Vlad Dracula most likely never reached the level of bloodthirstiness we’ve come to expect from Stoker’s Dracula, but his nickname, "the Impaler," leads to the obvious conclusion that the man wasn’t the tamest of individuals. There’s little historical disagreement that Vlad ruled his territory with an iron fist. A tale that illustrates this tendency perhaps better than any other is the mass killing he ordered against the invading Turks. Outnumbered and overwhelmed, Vlad commanded 20,000 defeated Ottomans to be impaled on wooden stakes outside the city of Targoviste in order to intimidate the enemy. His tactic worked. The horrific sight made the already exhausted and starving soldiers retreat.
Vlad carried out similar tactics in other aspects of his reign, but historic interpretations of those actions are construed somewhat differently depending on who is telling the tale. Some recall Vlad as a barbaric ruler who kept control through torture, mutilation and mass murder. Others acknowledge his rigid rules but focus more closely on the benefits. His rule as Prince of Wallachia saw crime plummet, while —conversely — commerce and culture thrived.

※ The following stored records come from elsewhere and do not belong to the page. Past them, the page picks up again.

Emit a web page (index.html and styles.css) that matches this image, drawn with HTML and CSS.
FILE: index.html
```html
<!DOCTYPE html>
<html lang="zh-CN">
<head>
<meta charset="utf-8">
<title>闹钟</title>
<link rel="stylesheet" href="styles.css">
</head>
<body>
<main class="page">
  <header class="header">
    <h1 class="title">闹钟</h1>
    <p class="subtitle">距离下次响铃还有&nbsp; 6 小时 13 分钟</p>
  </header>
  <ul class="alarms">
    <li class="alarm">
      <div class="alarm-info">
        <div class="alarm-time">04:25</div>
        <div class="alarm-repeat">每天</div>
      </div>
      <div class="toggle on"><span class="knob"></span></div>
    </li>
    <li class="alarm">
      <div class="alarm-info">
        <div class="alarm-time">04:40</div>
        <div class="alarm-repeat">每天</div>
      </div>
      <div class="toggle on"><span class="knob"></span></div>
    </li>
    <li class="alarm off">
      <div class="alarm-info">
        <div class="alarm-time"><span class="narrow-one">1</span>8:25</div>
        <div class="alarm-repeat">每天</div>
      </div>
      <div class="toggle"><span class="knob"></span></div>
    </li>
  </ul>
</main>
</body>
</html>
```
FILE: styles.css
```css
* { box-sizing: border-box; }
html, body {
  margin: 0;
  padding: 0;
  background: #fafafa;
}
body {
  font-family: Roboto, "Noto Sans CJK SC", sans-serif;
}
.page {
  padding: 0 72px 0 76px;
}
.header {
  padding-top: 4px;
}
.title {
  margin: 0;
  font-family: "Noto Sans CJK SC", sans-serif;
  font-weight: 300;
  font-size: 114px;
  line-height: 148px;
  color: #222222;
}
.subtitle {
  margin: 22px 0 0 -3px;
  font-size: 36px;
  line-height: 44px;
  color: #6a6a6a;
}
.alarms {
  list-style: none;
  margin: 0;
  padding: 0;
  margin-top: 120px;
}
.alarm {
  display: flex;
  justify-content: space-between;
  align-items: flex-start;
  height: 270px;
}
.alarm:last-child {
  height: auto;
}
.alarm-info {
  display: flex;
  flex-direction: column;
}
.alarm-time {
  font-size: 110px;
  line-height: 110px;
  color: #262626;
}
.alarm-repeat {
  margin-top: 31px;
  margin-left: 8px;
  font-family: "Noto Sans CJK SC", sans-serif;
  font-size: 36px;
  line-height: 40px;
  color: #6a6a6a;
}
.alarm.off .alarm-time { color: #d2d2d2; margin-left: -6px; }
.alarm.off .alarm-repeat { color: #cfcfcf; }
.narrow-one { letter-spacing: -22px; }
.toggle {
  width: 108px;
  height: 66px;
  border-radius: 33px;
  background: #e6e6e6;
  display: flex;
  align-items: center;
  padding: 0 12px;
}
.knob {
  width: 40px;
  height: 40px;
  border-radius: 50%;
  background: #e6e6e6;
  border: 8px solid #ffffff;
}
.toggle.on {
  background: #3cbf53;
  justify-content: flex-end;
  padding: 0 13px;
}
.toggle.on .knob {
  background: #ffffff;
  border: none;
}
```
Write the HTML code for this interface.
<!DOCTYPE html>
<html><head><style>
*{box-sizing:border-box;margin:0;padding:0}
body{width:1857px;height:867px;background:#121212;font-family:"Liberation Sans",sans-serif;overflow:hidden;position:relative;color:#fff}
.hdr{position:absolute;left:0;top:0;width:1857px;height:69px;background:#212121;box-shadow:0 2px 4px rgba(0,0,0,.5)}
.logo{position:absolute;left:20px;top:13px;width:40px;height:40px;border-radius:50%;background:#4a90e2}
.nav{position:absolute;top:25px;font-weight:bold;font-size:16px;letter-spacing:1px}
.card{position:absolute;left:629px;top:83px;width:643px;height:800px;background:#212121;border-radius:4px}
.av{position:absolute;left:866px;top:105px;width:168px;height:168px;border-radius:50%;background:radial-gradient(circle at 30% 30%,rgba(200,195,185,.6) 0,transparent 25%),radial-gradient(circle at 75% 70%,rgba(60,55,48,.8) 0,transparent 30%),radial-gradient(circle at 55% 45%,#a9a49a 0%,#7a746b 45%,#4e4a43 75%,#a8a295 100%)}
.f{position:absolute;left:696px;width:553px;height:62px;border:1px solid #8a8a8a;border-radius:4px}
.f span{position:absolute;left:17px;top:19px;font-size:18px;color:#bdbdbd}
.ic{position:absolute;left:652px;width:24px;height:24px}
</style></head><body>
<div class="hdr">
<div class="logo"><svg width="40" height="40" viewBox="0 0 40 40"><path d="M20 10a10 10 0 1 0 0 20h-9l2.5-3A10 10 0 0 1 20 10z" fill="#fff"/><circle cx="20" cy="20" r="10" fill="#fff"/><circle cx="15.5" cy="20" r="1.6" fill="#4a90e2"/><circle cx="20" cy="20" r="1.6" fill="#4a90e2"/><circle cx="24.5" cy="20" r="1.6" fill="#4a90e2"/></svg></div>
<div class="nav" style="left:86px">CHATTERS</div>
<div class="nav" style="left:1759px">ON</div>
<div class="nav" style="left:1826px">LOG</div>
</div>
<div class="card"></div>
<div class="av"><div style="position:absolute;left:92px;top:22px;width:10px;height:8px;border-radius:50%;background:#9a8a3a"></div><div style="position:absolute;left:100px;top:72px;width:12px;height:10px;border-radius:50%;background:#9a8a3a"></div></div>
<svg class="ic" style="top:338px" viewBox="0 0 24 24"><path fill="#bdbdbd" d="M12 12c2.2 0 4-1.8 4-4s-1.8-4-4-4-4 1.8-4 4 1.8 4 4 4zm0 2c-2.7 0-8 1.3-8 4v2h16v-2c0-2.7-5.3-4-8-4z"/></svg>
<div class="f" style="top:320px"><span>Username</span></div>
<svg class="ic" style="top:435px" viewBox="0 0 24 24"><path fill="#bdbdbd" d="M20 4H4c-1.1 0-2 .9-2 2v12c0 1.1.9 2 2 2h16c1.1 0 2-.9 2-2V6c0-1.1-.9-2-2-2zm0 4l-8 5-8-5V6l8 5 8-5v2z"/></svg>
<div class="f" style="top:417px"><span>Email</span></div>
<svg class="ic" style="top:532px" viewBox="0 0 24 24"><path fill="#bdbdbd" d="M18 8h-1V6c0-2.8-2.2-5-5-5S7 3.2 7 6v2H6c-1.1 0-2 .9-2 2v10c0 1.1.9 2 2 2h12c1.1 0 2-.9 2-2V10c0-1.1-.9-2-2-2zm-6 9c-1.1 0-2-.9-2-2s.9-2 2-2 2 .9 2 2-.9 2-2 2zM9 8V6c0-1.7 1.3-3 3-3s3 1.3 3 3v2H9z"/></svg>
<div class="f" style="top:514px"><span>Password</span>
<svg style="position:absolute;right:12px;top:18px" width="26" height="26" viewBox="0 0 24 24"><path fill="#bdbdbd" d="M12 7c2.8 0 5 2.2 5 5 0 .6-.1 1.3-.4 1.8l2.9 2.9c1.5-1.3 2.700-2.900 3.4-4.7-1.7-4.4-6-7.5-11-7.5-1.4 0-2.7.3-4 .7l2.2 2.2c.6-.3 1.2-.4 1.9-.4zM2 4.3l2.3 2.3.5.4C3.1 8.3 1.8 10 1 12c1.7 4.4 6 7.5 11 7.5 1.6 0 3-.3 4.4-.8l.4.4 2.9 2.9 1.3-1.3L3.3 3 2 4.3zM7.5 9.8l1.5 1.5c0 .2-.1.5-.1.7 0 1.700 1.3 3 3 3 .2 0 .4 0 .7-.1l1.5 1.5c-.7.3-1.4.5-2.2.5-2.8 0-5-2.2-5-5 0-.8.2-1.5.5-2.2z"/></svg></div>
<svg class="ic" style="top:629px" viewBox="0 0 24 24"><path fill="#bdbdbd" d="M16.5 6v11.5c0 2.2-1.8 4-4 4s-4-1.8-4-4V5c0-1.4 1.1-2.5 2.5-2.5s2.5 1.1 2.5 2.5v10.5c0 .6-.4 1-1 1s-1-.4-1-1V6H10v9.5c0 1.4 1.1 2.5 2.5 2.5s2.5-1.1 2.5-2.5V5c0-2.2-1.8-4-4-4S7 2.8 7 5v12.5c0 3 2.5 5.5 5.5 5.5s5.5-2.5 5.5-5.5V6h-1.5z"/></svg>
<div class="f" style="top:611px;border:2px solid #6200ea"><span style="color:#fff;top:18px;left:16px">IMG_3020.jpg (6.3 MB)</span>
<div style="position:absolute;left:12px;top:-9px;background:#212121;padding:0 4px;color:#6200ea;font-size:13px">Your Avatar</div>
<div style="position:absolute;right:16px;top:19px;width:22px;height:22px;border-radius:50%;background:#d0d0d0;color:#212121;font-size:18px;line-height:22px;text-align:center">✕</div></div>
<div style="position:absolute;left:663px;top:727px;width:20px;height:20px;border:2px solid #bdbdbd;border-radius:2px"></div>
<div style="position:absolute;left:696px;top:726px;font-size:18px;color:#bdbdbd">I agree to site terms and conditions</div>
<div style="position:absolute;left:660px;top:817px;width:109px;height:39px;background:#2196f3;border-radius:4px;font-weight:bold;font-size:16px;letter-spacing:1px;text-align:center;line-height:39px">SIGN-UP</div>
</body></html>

It is here that we depart from accurate historical accounts and delve into the mysterious. Some scholars have suggested that Vlad drank the blood of his enemies. These assumptions, however, are more likely based off an old poem rather than actual historical text. While the subject has been debated time and again, the more extreme theory claims Vlad liked to dine amongst his impaled victims, dipping his bread in their blood. The less sensational asserts Vlad merely washed his hands in it. To be clear, both options are rather disturbing, but the second one perhaps less so?
The Legendary Castle
Several castles in Romania claim to be the home of Dracula. Chief among them is Bran Castle (picture above), a destination for which half a million flock to each year. In actuality, the castle has little to do with Count Dracula or Vlad the Impaler. The medieval structure has gained notoriety simply because it’s located in Romania and fits the description of Castle Dracula in Stoker’s novel. For a more accurate look at the man behind the myth, you'll want to visit Poenari Castle instead.For a military-minded prince like Vlad, Poenari castle was an ideal fit. Built high up on a mountain cliff in central Romania it was a perfectly secure spot through which Vlad could easily control the surrounding areas. It fell into ruins in the 17th century, but several decades ago the Romanian government made the remains more accessible by installing 1,400 concrete steps into the side of the rock wall. It takes a bit of physical stamina to make it to the top, but you’ll be met with great views of the surrounding mountains and learn a little bit more about Vlad from a variety of signs posted along the trail and at the top.
Take It Further
There are a variety of other places in Romania where you can satisfy you Count Dracula/Vlad the Impaler obsession. For starters, you can sign up for the Count Dracula Tour at Bran Castle, which also includes an overnight stay at the seriously spooky (and most likely haunted) castle in nearby Borgo Pass. For the more history minded visitors, Sighisoara is one of Europe’s most beautiful medieval towns and also where Vlad was born. The house in which he was born currently hosts both a restaurant and a small museum of medieval weapons (just in case you need a souvenir). Meanwhile, Snagov Monastery, located on a tiny island in the middle of a lake, is also worth a visit if you want to see where — as legend would have it — Vlad is interred.